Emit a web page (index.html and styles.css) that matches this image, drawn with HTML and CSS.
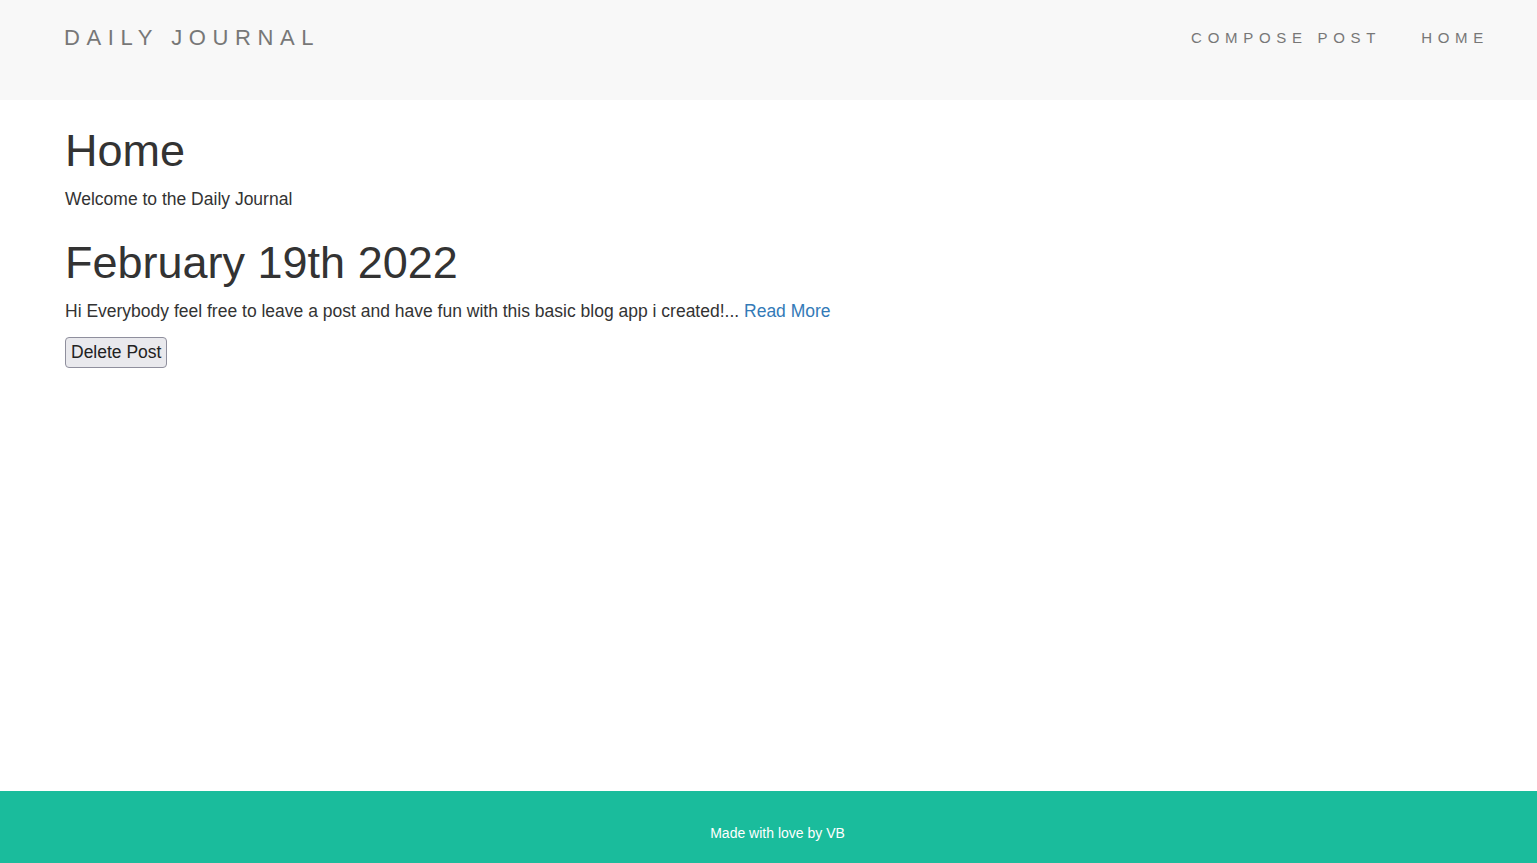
FILE: index.html
```html
<!DOCTYPE html>
<html lang="en">
<head>
<meta charset="utf-8">
<title>Daily Journal</title>
<link rel="stylesheet" href="styles.css">
</head>
<body>
<header class="navbar">
  <a class="brand" href="#">DAILY JOURNAL</a>
  <nav class="nav-links">
    <a href="#">COMPOSE POST</a>
    <a href="#">HOME</a>
  </nav>
</header>
<main class="container">
  <h1>Home</h1>
  <p>Welcome to the Daily Journal</p>
  <h1>February 19th 2022</h1>
  <p>Hi Everybody feel free to leave a post and have fun with this basic blog app i created!... <a class="link" href="#">Read More</a></p>
  <form class="delete-form">
    <button type="button" class="btn">Delete Post</button>
  </form>
</main>
<footer class="footer">
  <p class="footer-text">Made with love by VB</p>
</footer>
</body>
</html>
```
FILE: styles.css
```css
html, body {
  margin: 0;
  padding: 0;
}
body {
  min-height: 100vh;
  display: flex;
  flex-direction: column;
  font-family: "Liberation Sans", Arial, sans-serif;
  font-size: 17.5px;
  line-height: 25.7px;
  color: #333333;
  background: #ffffff;
}
a {
  text-decoration: none;
}
.navbar {
  height: 100px;
  background: #f8f8f8;
  display: flex;
  justify-content: space-between;
  align-items: flex-start;
  box-sizing: border-box;
  padding: 0 28px 0 64px;
}
.brand {
  margin-top: 27px;
  font-size: 22px;
  line-height: 22px;
  letter-spacing: 0.3em;
  color: #777777;
}
.nav-links {
  display: flex;
  margin-top: 30px;
}
.nav-links a {
  font-size: 15px;
  line-height: 15px;
  letter-spacing: 5.7px;
  color: #777777;
  padding: 0 20px;
}
.container {
  flex: 1;
  padding: 0 65px;
}
h1 {
  font-size: 45px;
  line-height: 49.5px;
  font-weight: 500;
  margin: 26px 0 11px;
}
p {
  margin: 0 0 13px;
}
.link {
  color: #337ab7;
}
.delete-form {
  margin: 0;
}
.btn {
  display: block;
  font-family: "Liberation Sans", Arial, sans-serif;
  font-size: 17.5px;
  line-height: 21px;
  color: #222222;
  background: #e9e9ed;
  border: 1px solid #8f8f9d;
  border-radius: 4px;
  padding: 4px 5px;
}
.footer {
  background: #1abc9c;
  padding: 32px 0 20px 18px;
  text-align: center;
}
.footer-text {
  margin: 0;
  font-size: 14px;
  line-height: 20px;
  color: #ffffff;
}
```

---*---

● **YOUR INSTRUCTIONS**: Tell how many lines of the data above hold the string "this". Give only the number.

● **THE COMPLETED TASK**: 2